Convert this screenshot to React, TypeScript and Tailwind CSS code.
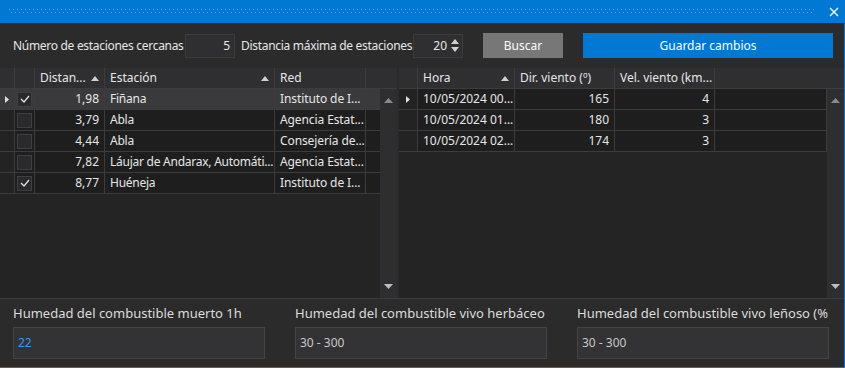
import React from "react";

const font = { fontFamily: '"Noto Sans", "Open Sans", sans-serif' };

function SortUp() {
  return (
    <svg width="8" height="5" viewBox="0 0 8 5" className="shrink-0">
      <path d="M0 5 L4 0 L8 5 Z" fill="#d0d0d0" />
    </svg>
  );
}

function RowArrow() {
  return (
    <svg width="4" height="7" viewBox="0 0 4 7" className="shrink-0">
      <path d="M0 0 L4 3.5 L0 7 Z" fill="#e0e0e0" />
    </svg>
  );
}

function Check({ on }: { on: boolean }) {
  return (
    <div className="w-[15px] h-[15px] shrink-0 border border-[#3f3f42] bg-[#2a2a2c] flex items-center justify-center">
      {on && (
        <svg width="10" height="8" viewBox="0 0 10 8">
          <path d="M1 4 L4 7 L9 1" stroke="#e0e0e0" strokeWidth="1.3" fill="none" />
        </svg>
      )}
    </div>
  );
}

function ScrollBar() {
  return (
    <div className="w-[17px] shrink-0 bg-[#2e2e31] flex flex-col justify-between items-center py-[9px]">
      <svg width="9" height="5" viewBox="0 0 9 5">
        <path d="M0 5 L4.5 0 L9 5 Z" fill="#8a8a8a" />
      </svg>
      <svg width="9" height="5" viewBox="0 0 9 5">
        <path d="M0 0 L4.5 5 L9 0 Z" fill="#bdbdbd" />
      </svg>
    </div>
  );
}

const stations = [
  { sel: true, check: true, dist: "1,98", name: "Fiñana", red: "Instituto de I..." },
  { sel: false, check: false, dist: "3,79", name: "Abla", red: "Agencia Estat..." },
  { sel: false, check: false, dist: "4,44", name: "Abla", red: "Consejería de..." },
  { sel: false, check: false, dist: "7,82", name: "Láujar de Andarax, Automáti...", red: "Agencia Estat..." },
  { sel: false, check: true, dist: "8,77", name: "Huéneja", red: "Instituto de I..." },
];

const wind = [
  { hora: "10/05/2024 00...", dir: "165", vel: "4" },
  { hora: "10/05/2024 01...", dir: "180", vel: "3" },
  { hora: "10/05/2024 02...", dir: "174", vel: "3" },
];

// base cell without padding, text cells add px
const box = "h-[21px] shrink-0 border-r border-b border-[#3c3c3f] flex items-center";
const txt = `${box} px-[5px] whitespace-nowrap overflow-hidden`;

function LeftGrid() {
  return (
    <div className="w-[397px] shrink-0 flex flex-col bg-[#242424]">
      <div className="flex bg-[#2f2f32] text-[#e6e6e6]">
        <div className={`${box} w-[15px]`} />
        <div className={`${box} w-[20px]`} />
        <div className={`${txt} w-[70px] justify-between`}>
          <span>Distan...</span>
          <SortUp />
        </div>
        <div className={`${txt} w-[170px] justify-between`}>
          <span>Estación</span>
          <SortUp />
        </div>
        <div className={`${txt} w-[91px]`}>Red</div>
        <div className="h-[21px] border-b border-[#3c3c3f] flex-1" />
      </div>
      <div className="flex flex-1">
        <div className="w-[380px] flex flex-col">
          {stations.map((s, i) => (
            <div key={i} className={`flex ${s.sel ? "bg-[#3a3a3c]" : "bg-[#1e1e1f]"} text-[#e6e6e6]`}>
              <div className={`${box} w-[15px] justify-center ${s.sel ? "" : "bg-[#232324]"}`}>
                {s.sel && <RowArrow />}
              </div>
              <div className={`${box} w-[20px] justify-center`}>
                <Check on={s.check} />
              </div>
              <div className={`${txt} w-[70px] justify-end`}>{s.dist}</div>
              <div className={`${txt} w-[170px] tracking-[-0.25px]`}>{s.name}</div>
              <div className={`${txt} w-[91px] tracking-[-0.1px]`}>{s.red}</div>
              <div className="h-[21px] border-b border-[#3c3c3f] flex-1" />
            </div>
          ))}
        </div>
        <ScrollBar />
      </div>
    </div>
  );
}

function RightGrid() {
  return (
    <div className="flex-1 flex flex-col bg-[#242424]">
      <div className="flex bg-[#2f2f32] text-[#e6e6e6]">
        <div className={`${box} w-[19px]`} />
        <div className={`${txt} w-[97px] justify-between`}>
          <span>Hora</span>
          <SortUp />
        </div>
        <div className={`${txt} w-[100px]`}>Dir. viento (º)</div>
        <div className={`${txt} w-[100px]`}>Vel. viento (km...</div>
        <div className="h-[21px] border-b border-[#3c3c3f] flex-1" />
      </div>
      <div className="flex flex-1">
        <div className="flex-1 flex flex-col">
          {wind.map((w, i) => (
            <div key={i} className="flex bg-[#1e1e1f] text-[#e6e6e6]">
              <div className={`${box} w-[19px] justify-center bg-[#232324]`}>
                {i === 0 && <RowArrow />}
              </div>
              <div className={`${txt} w-[97px]`}>{w.hora}</div>
              <div className={`${txt} w-[100px] justify-end`}>{w.dir}</div>
              <div className={`${txt} w-[100px] justify-end`}>{w.vel}</div>
              <div className="h-[21px] border-r border-b border-[#3c3c3f] flex-1" />
            </div>
          ))}
        </div>
        <ScrollBar />
      </div>
    </div>
  );
}

function Field({ label, value, blue }: { label: string; value: string; blue?: boolean }) {
  return (
    <div className="w-[252px] shrink-0 flex flex-col">
      <div className="text-[13px] text-[#dcdcdc] h-[27px] flex items-center whitespace-nowrap overflow-hidden">
        {label}
      </div>
      <div
        className={`h-[32px] border border-[#444447] bg-[#333336] flex items-center px-[4px] text-[12px] ${
          blue ? "text-[#2d9cf0]" : "text-[#c8c8c8]"
        }`}
      >
        {value}
      </div>
    </div>
  );
}

export default function App() {
  return (
    <div
      className="w-[845px] h-[368px] bg-[#2b2b2b] border-r border-b border-[#0078d4] flex flex-col overflow-hidden text-[12px]"
      style={font}
    >
      <div className="h-[23px] bg-[#0078d4] flex items-center pl-[9px] pr-[5px] shrink-0">
        <div
          className="flex-1 h-[5px] mr-[14px]"
          style={{
            backgroundImage:
              "radial-gradient(circle at 0.5px 0.5px, rgba(100,175,240,0.9) 0.6px, transparent 0.7px), radial-gradient(circle at 2.5px 3.5px, rgba(100,175,240,0.9) 0.6px, transparent 0.7px)",
            backgroundSize: "4px 5px",
          }}
        />
        <svg width="10" height="10" viewBox="0 0 10 10">
          <path d="M1 1 L9 9 M9 1 L1 9" stroke="#ffffff" strokeWidth="1.4" />
        </svg>
      </div>

      <div className="flex items-center h-[25px] mt-[10px] pl-[13px] text-[#e6e6e6] shrink-0 whitespace-nowrap">
        <span className="w-[172px] tracking-[-0.3px]">Número de estaciones cercanas</span>
        <div className="w-[50px] h-[24px] border border-[#3c3c3f] bg-[#2f2f31] flex items-center justify-end pr-[4px]">
          5
        </div>
        <span className="w-[178px] pl-[6px] tracking-[-0.3px]">Distancia máxima de estaciones</span>
        <div className="w-[50px] h-[24px] border border-[#3c3c3f] bg-[#2f2f31] flex items-center justify-end pr-[3px] gap-[4px]">
          <span>20</span>
          <div className="flex flex-col gap-[3px]">
            <svg width="8" height="5" viewBox="0 0 8 5">
              <path d="M0 5 L4 0 L8 5 Z" fill="#d0d0d0" />
            </svg>
            <svg width="8" height="5" viewBox="0 0 8 5">
              <path d="M0 0 L4 5 L8 0 Z" fill="#d0d0d0" />
            </svg>
          </div>
        </div>
        <button className="w-[80px] h-[25px] bg-[#777777] text-white ml-[20px]">Buscar</button>
        <button className="w-[250px] h-[25px] bg-[#0078d4] text-white ml-[20px]">Guardar cambios</button>
      </div>

      <div className="flex mt-[10px] h-[230px] shrink-0">
        <LeftGrid />
        <div className="w-[2px] shrink-0 bg-[#2b2b2b]" />
        <RightGrid />
      </div>

      <div className="flex-1 border-t border-[#3c3c3f] flex gap-[30px] pl-[13px] pt-[1px]">
        <Field label="Humedad del combustible muerto 1h" value="22" blue />
        <Field label="Humedad del combustible vivo herbáceo" value="30 - 300" />
        <Field label="Humedad del combustible vivo leñoso (%" value="30 - 300" />
      </div>
    </div>
  );
}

━━━━━━━━

Scan the data above; copy every line where "React" appears.

**Reply**
Convert this screenshot to React, TypeScript and Tailwind CSS code.
import React from "react";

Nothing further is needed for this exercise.